I had a bit of an incident this week.
Actually, this whole week was kind of one big incident.
An incident of “ugly Keri,” that is.
Anger, fear, jealousy, selfishness, envy, judgement, hate – if it is bad and you can name it, I bet I felt it this week.
My desire to move to a different home swelled into another round of pretty nasty jealousy and selfishness – right around the same time that fear came attacking in the form of building a/c problems and a heat wave while The Hub is spending lots of time at home doing office work… A group of pregnancy announcements from expectant mothers in my life, coupled with the impending 1st birthdays of both my nephew and BFF’s darling daughter had me practically inside-out with envy and frustration – and another tough challenge for myself courtesy of The Love Dare left me seething with selfish thoughts screaming “BUT WHAT DO I GET IN RETURN!?”
And though I am not at all proud of this, I gave into it all. It built and built until I crumbled, temporarily, under that mound of negative junk. I was wallowing around in it, letting each thing build on the others and get bigger and bigger in my heart and mind until suddenly last night, while silently ranting away about it within my own head, a realization hit me like a bucket of cold water in my face:
I had been doing well leading my heart for a while – I had remained in control, prayed through things, found better ways to handle situations and stayed on track.
The thing is, when you pass one test, you move to the next – and buddy, it’s going to be harder. Whether it is The Enemy trying to steal that peace and shake your confidence in the timing of The Lord, or The Lord himself testing you before that next promotion in His plan, it is obvious that it is going to get tougher when you show you can handle what you have right now.
And giving into all of that is NOT acceptable. Lumping all that awful into a giant pile and letting it hang like a storm cloud over me isn’t Ok.
The truth is, each little thing isn’t so bad on its own, and each hurdle is easily cleared when looked at on its own, instead of as an overwhelming group.
Now I am not saying that the things I was dealing with will become nothing when I take each individually – but it is kind of like a puzzle – you find where one piece fits at a time, and each one you fit into the picture makes it that much easier to place the next.
My very wise friend Megan told me this week “God gives us a lamp unto our feet – to see the next step. Not a head lamp to see the future.”

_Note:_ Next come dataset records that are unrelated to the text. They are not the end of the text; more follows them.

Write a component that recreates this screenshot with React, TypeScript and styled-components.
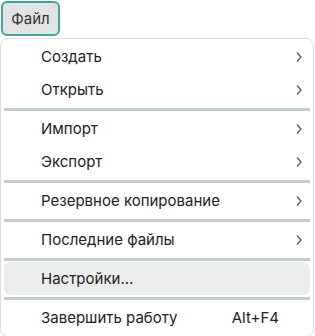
import React from 'react';
import styled, { createGlobalStyle } from 'styled-components';

const GlobalStyle = createGlobalStyle`
  html, body {
    margin: 0;
    padding: 0;
    background: #ffffff;
  }
  body {
    font-family: Inter, "Noto Sans", sans-serif;
    color: #222222;
  }
`;

const Page = styled.div`
  display: flex;
  flex-direction: column;
  align-items: flex-start;
  gap: 2px;
`;

const MenuButton = styled.button`
  margin: 1px 0 0 1px;
  width: 59px;
  height: 35px;
  box-sizing: border-box;
  border: 2px solid #45a49a;
  border-radius: 6px;
  background: #e1e4e4;
  color: #333333;
  font-family: inherit;
  font-size: 15px;
  padding: 0;
  display: flex;
  align-items: center;
  justify-content: center;
`;

const Menu = styled.div`
  width: 314px;
  box-sizing: border-box;
  border: 1px solid #dcdcdc;
  border-radius: 8px;
  padding: 1px 3px 2px;
  display: flex;
  flex-direction: column;
  background: #ffffff;
`;

const Row = styled.div<{ $active?: boolean }>`
  height: 33px;
  display: flex;
  align-items: center;
  padding: 0 7px 0 37px;
  border-radius: 7px;
  font-size: 15px;
  color: #222222;
  background: ${({ $active }) => ($active ? '#ebeded' : 'transparent')};
`;

const Label = styled.span`
  flex: 1;
`;

const Shortcut = styled.span`
  margin-right: 24px;
  color: #222222;
`;

const Separator = styled.div`
  height: 3px;
  margin: 2px 0 1px;
  background: #c2cdcd;
`;

const Chevron = () => (
  <svg width="8" height="12" viewBox="0 0 8 12" fill="none">
    <polyline points="2,1.5 6,6 2,10.5" stroke="#5a6060" strokeWidth="1.4" />
  </svg>
);

type Item = { label: string; sub?: boolean; shortcut?: string; active?: boolean } | 'sep';

const items: Item[] = [
  { label: 'Создать', sub: true },
  { label: 'Открыть', sub: true },
  'sep',
  { label: 'Импорт', sub: true },
  { label: 'Экспорт', sub: true },
  'sep',
  { label: 'Резервное копирование', sub: true },
  'sep',
  { label: 'Последние файлы', sub: true },
  'sep',
  { label: 'Настройки...', active: true },
  'sep',
  { label: 'Завершить работу', shortcut: 'Alt+F4' },
];

export default function App() {
  return (
    <>
      <GlobalStyle />
      <Page>
        <MenuButton>Файл</MenuButton>
        <Menu>
          {items.map((item, i) =>
            item === 'sep' ? (
              <Separator key={i} />
            ) : (
              <Row key={i} $active={item.active}>
                <Label>{item.label}</Label>
                {item.shortcut && <Shortcut>{item.shortcut}</Shortcut>}
                {item.sub && <Chevron />}
              </Row>
            )
          )}
        </Menu>
      </Page>
    </>
  );
}
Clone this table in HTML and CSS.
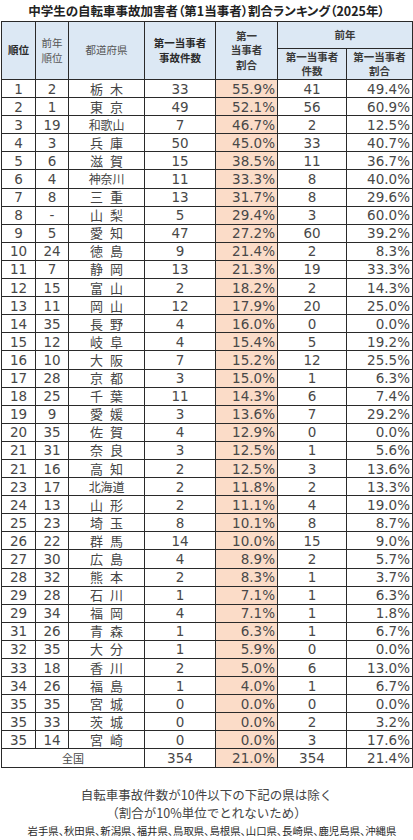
FILE: index.html
```html
<!DOCTYPE html>
<html lang="ja">
<head>
<meta charset="utf-8">
<title>中学生の自転車事故加害者割合ランキング</title>
<link rel="stylesheet" href="styles.css">
</head>
<body>
<h1 class="title">中学生の自転車事故加害者（第1当事者）割合ランキング（2025年）</h1>
<table class="rank">
<colgroup>
<col class="c-rank"><col class="c-prev"><col class="c-pref"><col class="c-cnt"><col class="c-pct"><col class="c-pcnt"><col class="c-ppct">
</colgroup>
<thead>
<tr class="h1">
<th rowspan="2" class="strong">順位</th>
<th rowspan="2" class="soft">前年<br>順位</th>
<th rowspan="2" class="soft">都道府県</th>
<th rowspan="2" class="strong">第一当事者<br>事故件数</th>
<th rowspan="2">第一<br>当事者<br>割合</th>
<th colspan="2">前年</th>
</tr>
<tr class="h2">
<th>第一当事者<br>件数</th>
<th>第一当事者<br>割合</th>
</tr>
</thead>
<tbody>
<tr><td>1</td><td>2</td><td class="pref"><span class="p2">栃木</span></td><td>33</td><td class="pct hi">55.9%</td><td>41</td><td class="pct">49.4%</td></tr>
<tr><td>2</td><td>1</td><td class="pref"><span class="p2">東京</span></td><td>49</td><td class="pct hi">52.1%</td><td>56</td><td class="pct">60.9%</td></tr>
<tr><td>3</td><td>19</td><td class="pref"><span class="p3">和歌山</span></td><td>7</td><td class="pct hi">46.7%</td><td>2</td><td class="pct">12.5%</td></tr>
<tr><td>4</td><td>3</td><td class="pref"><span class="p2">兵庫</span></td><td>50</td><td class="pct hi">45.0%</td><td>33</td><td class="pct">40.7%</td></tr>
<tr><td>5</td><td>6</td><td class="pref"><span class="p2">滋賀</span></td><td>15</td><td class="pct hi">38.5%</td><td>11</td><td class="pct">36.7%</td></tr>
<tr><td>6</td><td>4</td><td class="pref"><span class="p3">神奈川</span></td><td>11</td><td class="pct hi">33.3%</td><td>8</td><td class="pct">40.0%</td></tr>
<tr><td>7</td><td>8</td><td class="pref"><span class="p2">三重</span></td><td>13</td><td class="pct hi">31.7%</td><td>8</td><td class="pct">29.6%</td></tr>
<tr><td>8</td><td>-</td><td class="pref"><span class="p2">山梨</span></td><td>5</td><td class="pct hi">29.4%</td><td>3</td><td class="pct">60.0%</td></tr>
<tr><td>9</td><td>5</td><td class="pref"><span class="p2">愛知</span></td><td>47</td><td class="pct hi">27.2%</td><td>60</td><td class="pct">39.2%</td></tr>
<tr><td>10</td><td>24</td><td class="pref"><span class="p2">徳島</span></td><td>9</td><td class="pct hi">21.4%</td><td>2</td><td class="pct">8.3%</td></tr>
<tr><td>11</td><td>7</td><td class="pref"><span class="p2">静岡</span></td><td>13</td><td class="pct hi">21.3%</td><td>19</td><td class="pct">33.3%</td></tr>
<tr><td>12</td><td>15</td><td class="pref"><span class="p2">富山</span></td><td>2</td><td class="pct hi">18.2%</td><td>2</td><td class="pct">14.3%</td></tr>
<tr><td>13</td><td>11</td><td class="pref"><span class="p2">岡山</span></td><td>12</td><td class="pct hi">17.9%</td><td>20</td><td class="pct">25.0%</td></tr>
<tr><td>14</td><td>35</td><td class="pref"><span class="p2">長野</span></td><td>4</td><td class="pct hi">16.0%</td><td>0</td><td class="pct">0.0%</td></tr>
<tr><td>15</td><td>12</td><td class="pref"><span class="p2">岐阜</span></td><td>4</td><td class="pct hi">15.4%</td><td>5</td><td class="pct">19.2%</td></tr>
<tr><td>16</td><td>10</td><td class="pref"><span class="p2">大阪</span></td><td>7</td><td class="pct hi">15.2%</td><td>12</td><td class="pct">25.5%</td></tr>
<tr><td>17</td><td>28</td><td class="pref"><span class="p2">京都</span></td><td>3</td><td class="pct hi">15.0%</td><td>1</td><td class="pct">6.3%</td></tr>
<tr><td>18</td><td>25</td><td class="pref"><span class="p2">千葉</span></td><td>11</td><td class="pct hi">14.3%</td><td>6</td><td class="pct">7.4%</td></tr>
<tr><td>19</td><td>9</td><td class="pref"><span class="p2">愛媛</span></td><td>3</td><td class="pct hi">13.6%</td><td>7</td><td class="pct">29.2%</td></tr>
<tr><td>20</td><td>35</td><td class="pref"><span class="p2">佐賀</span></td><td>4</td><td class="pct hi">12.9%</td><td>0</td><td class="pct">0.0%</td></tr>
<tr><td>21</td><td>31</td><td class="pref"><span class="p2">奈良</span></td><td>3</td><td class="pct hi">12.5%</td><td>1</td><td class="pct">5.6%</td></tr>
<tr><td>21</td><td>16</td><td class="pref"><span class="p2">高知</span></td><td>2</td><td class="pct hi">12.5%</td><td>3</td><td class="pct">13.6%</td></tr>
<tr><td>23</td><td>17</td><td class="pref"><span class="p3">北海道</span></td><td>2</td><td class="pct hi">11.8%</td><td>2</td><td class="pct">13.3%</td></tr>
<tr><td>24</td><td>13</td><td class="pref"><span class="p2">山形</span></td><td>2</td><td class="pct hi">11.1%</td><td>4</td><td class="pct">19.0%</td></tr>
<tr><td>25</td><td>23</td><td class="pref"><span class="p2">埼玉</span></td><td>8</td><td class="pct hi">10.1%</td><td>8</td><td class="pct">8.7%</td></tr>
<tr><td>26</td><td>22</td><td class="pref"><span class="p2">群馬</span></td><td>14</td><td class="pct hi">10.0%</td><td>15</td><td class="pct">9.0%</td></tr>
<tr><td>27</td><td>30</td><td class="pref"><span class="p2">広島</span></td><td>4</td><td class="pct hi">8.9%</td><td>2</td><td class="pct">5.7%</td></tr>
<tr><td>28</td><td>32</td><td class="pref"><span class="p2">熊本</span></td><td>2</td><td class="pct hi">8.3%</td><td>1</td><td class="pct">3.7%</td></tr>
<tr><td>29</td><td>28</td><td class="pref"><span class="p2">石川</span></td><td>1</td><td class="pct hi">7.1%</td><td>1</td><td class="pct">6.3%</td></tr>
<tr><td>29</td><td>34</td><td class="pref"><span class="p2">福岡</span></td><td>4</td><td class="pct hi">7.1%</td><td>1</td><td class="pct">1.8%</td></tr>
<tr><td>31</td><td>26</td><td class="pref"><span class="p2">青森</span></td><td>1</td><td class="pct hi">6.3%</td><td>1</td><td class="pct">6.7%</td></tr>
<tr><td>32</td><td>35</td><td class="pref"><span class="p2">大分</span></td><td>1</td><td class="pct hi">5.9%</td><td>0</td><td class="pct">0.0%</td></tr>
<tr><td>33</td><td>18</td><td class="pref"><span class="p2">香川</span></td><td>2</td><td class="pct hi">5.0%</td><td>6</td><td class="pct">13.0%</td></tr>
<tr><td>34</td><td>26</td><td class="pref"><span class="p2">福島</span></td><td>1</td><td class="pct hi">4.0%</td><td>1</td><td class="pct">6.7%</td></tr>
<tr><td>35</td><td>35</td><td class="pref"><span class="p2">宮城</span></td><td>0</td><td class="pct hi">0.0%</td><td>0</td><td class="pct">0.0%</td></tr>
<tr><td>35</td><td>33</td><td class="pref"><span class="p2">茨城</span></td><td>0</td><td class="pct hi">0.0%</td><td>2</td><td class="pct">3.2%</td></tr>
<tr><td>35</td><td>14</td><td class="pref"><span class="p2">宮崎</span></td><td>0</td><td class="pct hi">0.0%</td><td>3</td><td class="pct">17.6%</td></tr>
<tr class="total"><td colspan="3" class="label">全国</td><td>354</td><td class="pct hi">21.0%</td><td>354</td><td class="pct">21.4%</td></tr>
</tbody>
</table>
<div class="note">
<p>自転車事故件数が10件以下の下記の県は除く</p>
<p>（割合が10%単位でとれないため）</p>
<p class="list">岩手県、秋田県、新潟県、福井県、鳥取県、島根県、山口県、長崎県、鹿児島県、沖縄県</p>
</div>
</body>
</html>
```
FILE: styles.css
```css
html, body {
  margin: 0;
  padding: 0;
  background: #ffffff;
}
body {
  width: 413px;
  font-family: "Noto Sans CJK JP", sans-serif;
  color: #444444;
}
.title {
  margin: 0;
  padding-top: 1px;
  height: 20px;
  line-height: 20px;
  font-size: 12.5px;
  font-weight: 700;
  color: #222222;
  text-align: center;
  white-space: nowrap;
  font-feature-settings: "palt";
}
.rank {
  border-collapse: collapse;
  table-layout: fixed;
  margin-left: 1px;
  width: 411px;
  border: 1.5px solid #222222;
}
.c-rank { width: 34px; }
.c-prev { width: 33px; }
.c-pref { width: 76px; }
.c-cnt { width: 71px; }
.c-pct { width: 62px; }
.c-pcnt { width: 69px; }
.c-ppct { width: 66px; }

.rank th {
  background: #dce8f4;
  border: 1px solid #2a2a2a;
  padding: 0;
  font-size: 10.5px;
  line-height: 14.5px;
  font-weight: 700;
  color: #3a3a3a;
  text-align: center;
  vertical-align: middle;
  white-space: nowrap;
}
.rank th.strong { color: #2a2a2a; }
.rank th.soft { font-weight: 400; color: #555555; }
.rank tr.h1 { height: 27px; }
.rank tr.h2 { height: 31px; }

.rank td {
  border: 1px solid #2a2a2a;
  padding: 0;
  height: 17px;
  font-family: "DejaVu Sans", "Noto Sans CJK JP", sans-serif;
  font-size: 13.5px;
  line-height: 16px;
  color: #484848;
  text-align: center;
  vertical-align: middle;
  white-space: nowrap;
  overflow: hidden;
}
.rank tbody tr { height: 18.1px; }
.rank td.pct { text-align: right; padding-right: 2px; }
.rank td.hi { background: #fbdcc8; }
.rank td.pref {
  font-family: "Noto Sans CJK JP", sans-serif;
  font-size: 13px;
  color: #454545;
}
.p2 {
  letter-spacing: 7px;
  margin-right: -7px;
}
.p3 {
  font-size: 12px;
  letter-spacing: -0.2px;
}
.rank tr.total td { border-top: 1.5px solid #222222; }
.rank td.label {
  font-family: "Noto Sans CJK JP", sans-serif;
  font-size: 11px;
}

.note {
  margin-top: 18px;
  text-align: center;
}
.note p {
  margin: 0;
  font-size: 12.5px;
  line-height: 18px;
  color: #444444;
  white-space: nowrap;
}
.note p.list {
  font-size: 10.4px;
  color: #2a2a2a;
  font-feature-settings: "palt";
  padding-left: 11px;
}
```
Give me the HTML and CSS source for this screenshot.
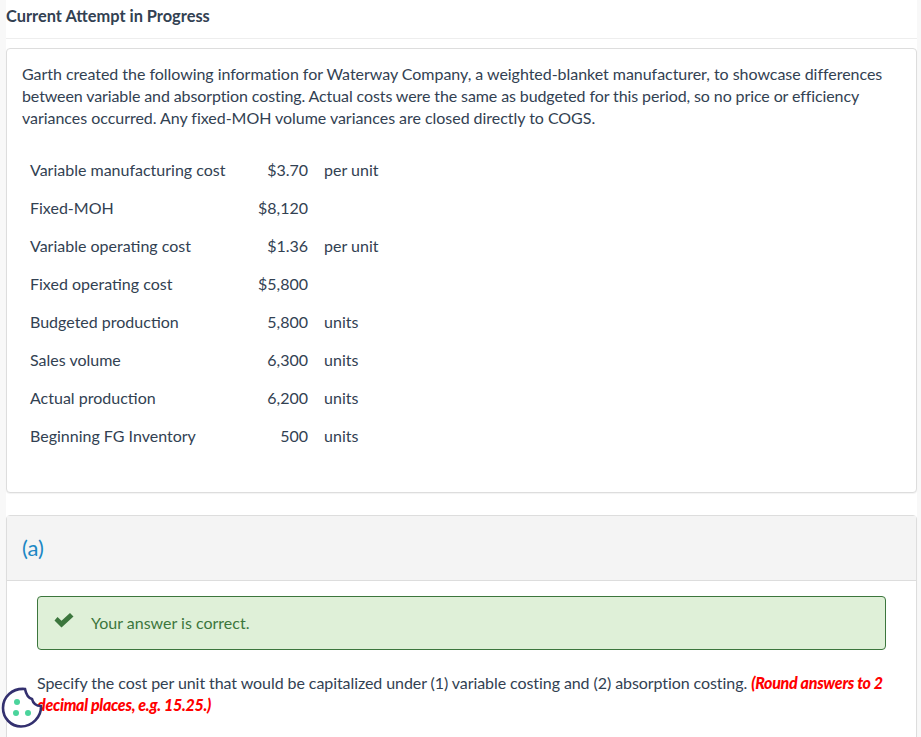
FILE: index.html
```html
<!DOCTYPE html>
<html lang="en">
<head>
<meta charset="utf-8">
<title>Current Attempt in Progress</title>
<link rel="stylesheet" href="styles.css">
</head>
<body>
<main class="page">
  <h1 class="title">Current Attempt in Progress</h1>
  <section class="card intro">
    <p class="lead">Garth created the following information for Waterway Company, a weighted-blanket manufacturer, to showcase differences <span class="tight">between variable and absorption costing. Actual costs were the same as budgeted for this period, so no price or efficiency</span> variances occurred. Any fixed-MOH volume variances are closed directly to COGS.</p>
    <table class="data">
      <tbody>
        <tr><td class="label">Variable manufacturing cost</td><td class="value">$3.70</td><td class="unit">per unit</td></tr>
        <tr><td class="label">Fixed-MOH</td><td class="value">$8,120</td><td class="unit"></td></tr>
        <tr><td class="label">Variable operating cost</td><td class="value">$1.36</td><td class="unit">per unit</td></tr>
        <tr><td class="label">Fixed operating cost</td><td class="value">$5,800</td><td class="unit"></td></tr>
        <tr><td class="label">Budgeted production</td><td class="value">5,800</td><td class="unit">units</td></tr>
        <tr><td class="label">Sales volume</td><td class="value">6,300</td><td class="unit">units</td></tr>
        <tr><td class="label">Actual production</td><td class="value">6,200</td><td class="unit">units</td></tr>
        <tr><td class="label">Beginning FG Inventory</td><td class="value">500</td><td class="unit">units</td></tr>
      </tbody>
    </table>
  </section>
  <section class="card part">
    <header class="part-head">(a)</header>
    <div class="part-body">
      <div class="notice">
        <svg class="check" viewBox="0 0 20 16" width="20" height="16" aria-hidden="true"><path d="M.5 8.500 3.500 5l4 3.800L16 1l3.500 3.500L7.500 15.500z"/></svg>
        <span class="notice-text">Your answer is correct.</span>
      </div>
      <p class="question">Specify the cost per unit that would be capitalized under (1) variable costing and (2) absorption costing. <strong class="hint">(Round answers to 2 decimal places, e.g. 15.25.)</strong></p>
    </div>
  </section>
</main>
<button class="cookie" type="button" aria-label="Cookie settings">
  <svg viewBox="0 0 42 42" width="42" height="42" aria-hidden="true">
    <path class="cookie-shape" d="M24 3C25 8 27 12 31 13 32 17 35 20 40 20 40.500 31 31 40.500 20 40.500 10 40.500 2 32 2 22 2 11 11 2 24 3z"/>
    <circle class="dot" cx="16" cy="16" r="3"/>
    <circle class="dot" cx="15" cy="27" r="3"/>
    <circle class="dot" cx="27" cy="27" r="3"/>
  </svg>
</button>
</body>
</html>
```
FILE: styles.css
```css
html, body {
  margin: 0;
  padding: 0;
  height: 737px;
  overflow: hidden;
  background: #f8f8f8;
}
body {
  font-family: Lato, "Liberation Sans", sans-serif;
  font-size: 16px;
  line-height: 22px;
  color: #324152;
}
.page {
  margin: 0 4px 0 6px;
  height: 737px;
  background: #fff;
}
.title {
  margin: 0;
  padding: 5px 0 12px;
  font-size: 16.4px;
  line-height: 21px;
  font-weight: 700;
  border-bottom: 1px solid #eee;
}
.card {
  border: 1px solid #ddd;
  border-radius: 4px;
  box-shadow: 0 1px 1px rgba(0,0,0,.05);
  background: #fff;
}
.intro {
  margin-top: 9px;
  height: 445px;
  padding: 14px 15px 0;
  box-sizing: border-box;
}
.lead {
  margin: 0;
  letter-spacing: -.035px;
}
.tight { letter-spacing: -.105px; }
.data {
  margin-top: 22px;
  border-collapse: collapse;
}
.data td {
  padding: 0;
  height: 38px;
}
.label { padding-left: 8px !important; width: 236px; box-sizing: border-box; }
.value { text-align: right; width: 50px; }
.unit { padding-left: 16px !important; }
.part {
  margin-top: 22px;
  height: 260px;
}
.part-head {
  height: 65px;
  padding: 21px 15px 0;
  box-sizing: border-box;
  background: #f4f4f4;
  border-bottom: 1px solid #ddd;
  color: #1b87c4;
  font-size: 22px;
}
.part-body { padding: 15px 30px 0; }
.notice {
  display: flex;
  align-items: center;
  gap: 16px;
  height: 54px;
  box-sizing: border-box;
  padding: 0 16px;
  background: #dff0d8;
  border: 1px solid #3c763d;
  border-radius: 4px;
  color: #3c763d;
}
.notice-text { margin-left: 1px; }
.check { fill: #3c763d; margin-top: -6px; }
.question {
  margin: 22px 0 0;
  letter-spacing: -.075px;
}
.hint {
  color: #f00;
  font-style: italic;
  font-weight: 900;
  letter-spacing: -.29px;
}
.cookie {
  position: absolute;
  left: 1px;
  top: 686px;
  padding: 0;
  border: 0;
  background: transparent;
  line-height: 0;
}
.cookie-shape { fill: #fff; stroke: #33306f; stroke-width: 2.6; }
.dot { fill: #4bd49c; }
```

I got overwhelmed this week because I was trying to look out into the future and solve every problem and place every puzzle piece all at once; trying to see the whole path when I should just be looking for that one next step that God has illuminated for me to find.
It was a temporary slip, and it is important when that happens to get back to an attitude of joy and thankfulness as soon as we catch ourselves in that place of pain or anger or jealousy or hate.
Megan pointed me towards The Word in Philippians 6:
” Be careful for nothing; but in every thing by prayer and supplication with thanksgiving let your requests be made known unto God. “
God does want us to pray for our desires – he knows them already, it isn’t like we are hiding them from him. And praying about them, and asking for guidance about the reasons behind them really helps me to keep those negative feelings out of my mind and keep “my eyes on the prize” and my heart focused on the joy of the journey he has created for me.